• **Information supplied**:
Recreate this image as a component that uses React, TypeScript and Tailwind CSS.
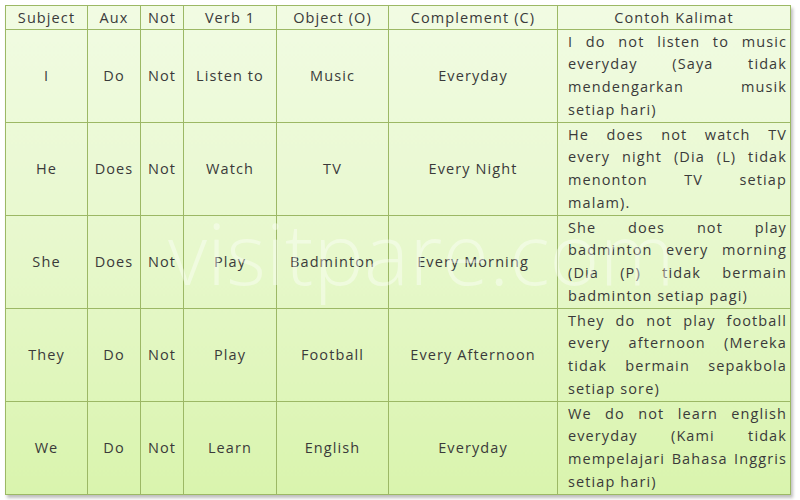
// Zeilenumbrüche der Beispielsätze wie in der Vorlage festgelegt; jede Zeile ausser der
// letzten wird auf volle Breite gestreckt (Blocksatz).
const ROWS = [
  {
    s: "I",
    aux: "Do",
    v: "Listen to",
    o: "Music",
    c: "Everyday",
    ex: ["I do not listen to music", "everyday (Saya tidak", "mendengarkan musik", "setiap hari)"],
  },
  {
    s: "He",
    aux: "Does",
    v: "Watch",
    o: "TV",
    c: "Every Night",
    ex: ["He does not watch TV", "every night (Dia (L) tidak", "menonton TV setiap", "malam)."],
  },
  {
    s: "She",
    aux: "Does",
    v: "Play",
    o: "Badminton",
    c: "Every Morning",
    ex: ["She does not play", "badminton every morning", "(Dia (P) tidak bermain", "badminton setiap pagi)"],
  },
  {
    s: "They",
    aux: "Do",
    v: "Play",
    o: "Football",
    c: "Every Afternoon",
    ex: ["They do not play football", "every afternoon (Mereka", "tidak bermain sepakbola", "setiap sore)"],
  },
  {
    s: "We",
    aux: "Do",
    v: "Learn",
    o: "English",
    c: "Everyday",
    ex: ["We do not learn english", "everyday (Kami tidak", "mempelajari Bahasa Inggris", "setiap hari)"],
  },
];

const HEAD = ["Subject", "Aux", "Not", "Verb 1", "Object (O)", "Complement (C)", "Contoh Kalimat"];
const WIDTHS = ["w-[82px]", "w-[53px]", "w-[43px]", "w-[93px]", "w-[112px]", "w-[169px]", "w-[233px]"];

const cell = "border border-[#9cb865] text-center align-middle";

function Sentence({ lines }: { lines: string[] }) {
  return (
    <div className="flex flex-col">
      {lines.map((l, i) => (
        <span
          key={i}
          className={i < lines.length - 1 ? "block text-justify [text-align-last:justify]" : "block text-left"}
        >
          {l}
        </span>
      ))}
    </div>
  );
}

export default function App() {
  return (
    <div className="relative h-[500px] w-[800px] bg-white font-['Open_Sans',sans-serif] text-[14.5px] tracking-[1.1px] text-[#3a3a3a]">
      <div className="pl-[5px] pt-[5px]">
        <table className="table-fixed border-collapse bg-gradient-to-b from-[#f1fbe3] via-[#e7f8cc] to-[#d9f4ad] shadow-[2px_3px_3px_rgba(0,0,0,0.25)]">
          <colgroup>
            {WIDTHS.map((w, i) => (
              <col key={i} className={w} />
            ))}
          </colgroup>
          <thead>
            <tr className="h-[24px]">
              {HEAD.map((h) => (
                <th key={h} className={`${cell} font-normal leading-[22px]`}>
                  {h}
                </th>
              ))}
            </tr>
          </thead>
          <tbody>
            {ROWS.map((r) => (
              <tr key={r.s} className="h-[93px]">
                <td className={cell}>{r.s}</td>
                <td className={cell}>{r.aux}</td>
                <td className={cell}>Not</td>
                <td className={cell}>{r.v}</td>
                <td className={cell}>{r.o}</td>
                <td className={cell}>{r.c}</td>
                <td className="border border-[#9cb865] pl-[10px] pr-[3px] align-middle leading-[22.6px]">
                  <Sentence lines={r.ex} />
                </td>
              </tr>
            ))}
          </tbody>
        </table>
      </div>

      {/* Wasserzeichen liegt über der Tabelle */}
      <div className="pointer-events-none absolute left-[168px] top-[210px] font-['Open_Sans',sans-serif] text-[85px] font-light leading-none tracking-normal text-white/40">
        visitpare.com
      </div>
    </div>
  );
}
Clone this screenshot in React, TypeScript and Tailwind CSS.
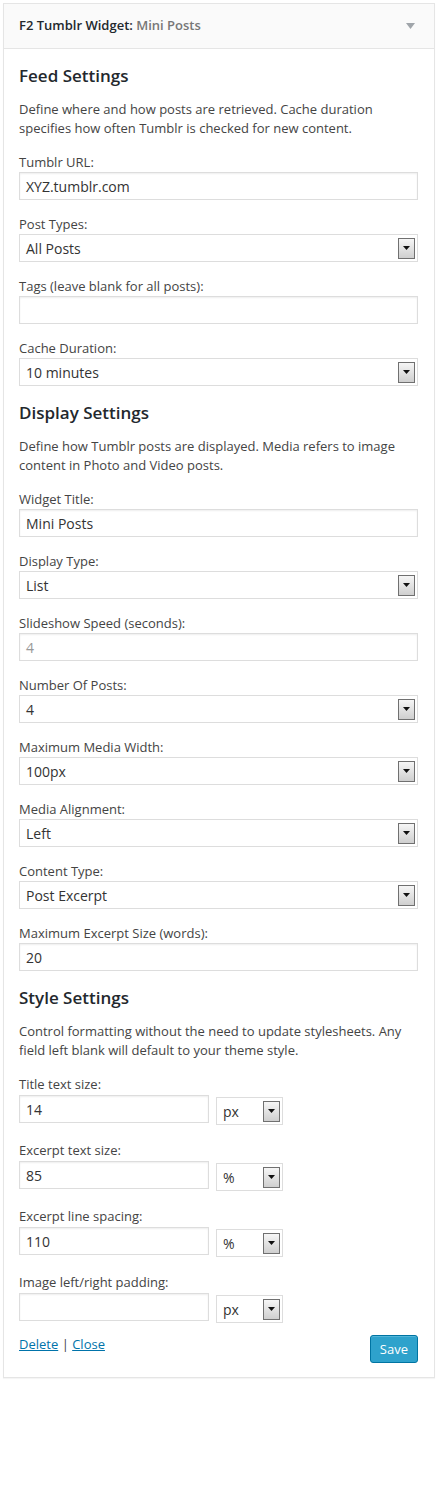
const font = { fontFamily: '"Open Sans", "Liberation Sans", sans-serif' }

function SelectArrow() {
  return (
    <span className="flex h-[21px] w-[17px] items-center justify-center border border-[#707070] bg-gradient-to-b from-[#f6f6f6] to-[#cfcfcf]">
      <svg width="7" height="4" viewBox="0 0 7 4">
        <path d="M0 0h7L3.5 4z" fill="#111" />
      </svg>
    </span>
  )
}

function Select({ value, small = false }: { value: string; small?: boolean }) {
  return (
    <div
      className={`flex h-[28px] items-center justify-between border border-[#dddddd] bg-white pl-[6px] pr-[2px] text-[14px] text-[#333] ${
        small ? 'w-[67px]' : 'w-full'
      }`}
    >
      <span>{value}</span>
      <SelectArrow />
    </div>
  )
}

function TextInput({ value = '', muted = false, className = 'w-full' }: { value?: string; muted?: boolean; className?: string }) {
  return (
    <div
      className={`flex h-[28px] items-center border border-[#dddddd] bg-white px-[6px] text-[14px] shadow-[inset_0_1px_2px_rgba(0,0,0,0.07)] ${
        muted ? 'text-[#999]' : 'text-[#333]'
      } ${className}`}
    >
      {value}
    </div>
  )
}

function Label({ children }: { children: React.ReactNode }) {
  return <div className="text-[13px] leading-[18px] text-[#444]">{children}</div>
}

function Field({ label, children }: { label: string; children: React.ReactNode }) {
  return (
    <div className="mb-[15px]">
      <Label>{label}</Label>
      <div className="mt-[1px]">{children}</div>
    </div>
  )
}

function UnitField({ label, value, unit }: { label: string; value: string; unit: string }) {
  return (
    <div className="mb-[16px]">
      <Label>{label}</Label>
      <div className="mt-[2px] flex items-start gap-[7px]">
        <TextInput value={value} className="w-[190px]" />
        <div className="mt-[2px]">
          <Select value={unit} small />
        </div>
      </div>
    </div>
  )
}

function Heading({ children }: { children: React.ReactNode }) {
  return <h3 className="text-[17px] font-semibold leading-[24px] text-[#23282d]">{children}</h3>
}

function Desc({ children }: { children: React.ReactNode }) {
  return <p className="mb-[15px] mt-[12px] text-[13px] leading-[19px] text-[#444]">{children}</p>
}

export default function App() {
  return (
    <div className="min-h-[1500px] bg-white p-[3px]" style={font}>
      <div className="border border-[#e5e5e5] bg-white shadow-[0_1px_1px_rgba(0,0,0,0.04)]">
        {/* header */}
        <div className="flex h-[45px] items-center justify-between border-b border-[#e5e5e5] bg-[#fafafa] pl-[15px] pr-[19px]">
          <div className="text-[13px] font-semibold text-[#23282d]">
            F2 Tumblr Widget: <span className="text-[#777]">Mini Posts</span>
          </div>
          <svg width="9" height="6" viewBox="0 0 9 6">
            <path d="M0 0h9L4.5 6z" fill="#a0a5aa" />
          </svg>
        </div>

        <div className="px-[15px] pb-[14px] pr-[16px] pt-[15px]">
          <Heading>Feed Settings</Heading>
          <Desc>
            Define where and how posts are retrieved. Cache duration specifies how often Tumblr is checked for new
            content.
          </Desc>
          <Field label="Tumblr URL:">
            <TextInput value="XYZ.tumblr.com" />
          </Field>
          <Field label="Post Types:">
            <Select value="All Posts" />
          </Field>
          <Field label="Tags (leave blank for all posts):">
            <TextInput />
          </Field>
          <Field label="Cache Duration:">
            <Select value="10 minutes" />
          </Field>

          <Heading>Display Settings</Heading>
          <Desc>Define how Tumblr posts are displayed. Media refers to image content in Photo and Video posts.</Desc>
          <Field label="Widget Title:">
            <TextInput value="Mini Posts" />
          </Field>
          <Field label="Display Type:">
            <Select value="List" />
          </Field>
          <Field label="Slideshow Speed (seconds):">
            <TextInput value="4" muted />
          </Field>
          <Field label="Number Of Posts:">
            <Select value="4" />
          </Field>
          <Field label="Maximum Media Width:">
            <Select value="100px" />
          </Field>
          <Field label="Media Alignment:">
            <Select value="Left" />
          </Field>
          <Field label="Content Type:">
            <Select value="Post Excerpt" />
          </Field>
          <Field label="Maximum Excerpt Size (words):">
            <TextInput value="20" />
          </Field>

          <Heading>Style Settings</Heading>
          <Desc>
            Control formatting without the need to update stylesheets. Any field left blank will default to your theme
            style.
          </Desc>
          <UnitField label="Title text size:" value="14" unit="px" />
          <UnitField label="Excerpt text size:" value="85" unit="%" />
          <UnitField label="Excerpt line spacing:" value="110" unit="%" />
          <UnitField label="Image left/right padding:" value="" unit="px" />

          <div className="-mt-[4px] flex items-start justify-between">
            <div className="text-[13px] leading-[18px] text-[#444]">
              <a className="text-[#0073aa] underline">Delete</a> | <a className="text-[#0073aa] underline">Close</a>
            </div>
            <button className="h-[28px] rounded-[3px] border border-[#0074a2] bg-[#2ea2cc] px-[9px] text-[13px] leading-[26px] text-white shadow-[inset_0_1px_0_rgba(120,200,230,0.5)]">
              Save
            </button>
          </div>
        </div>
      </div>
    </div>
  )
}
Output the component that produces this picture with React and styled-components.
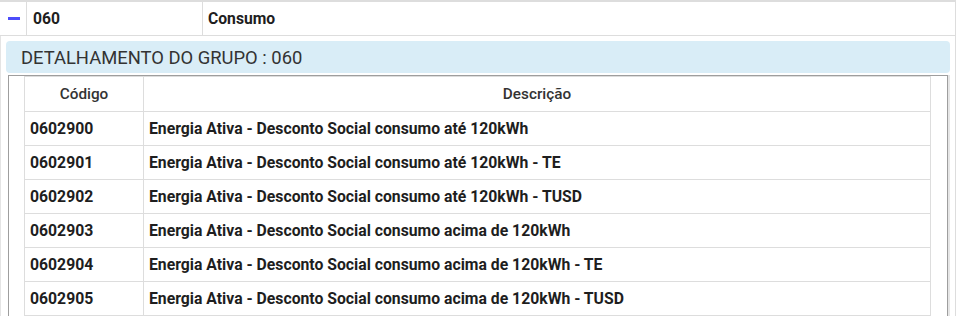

• **Exercise brief**: Among the lines of the data, identify those with the word "this". Copy each of them.

• **Solution to the problem**:
Recreate this image as a component that uses React, TypeScript and Tailwind CSS.
Clone this screenshot in React, TypeScript and Tailwind CSS.
Output the component that produces this picture with React and styled-components.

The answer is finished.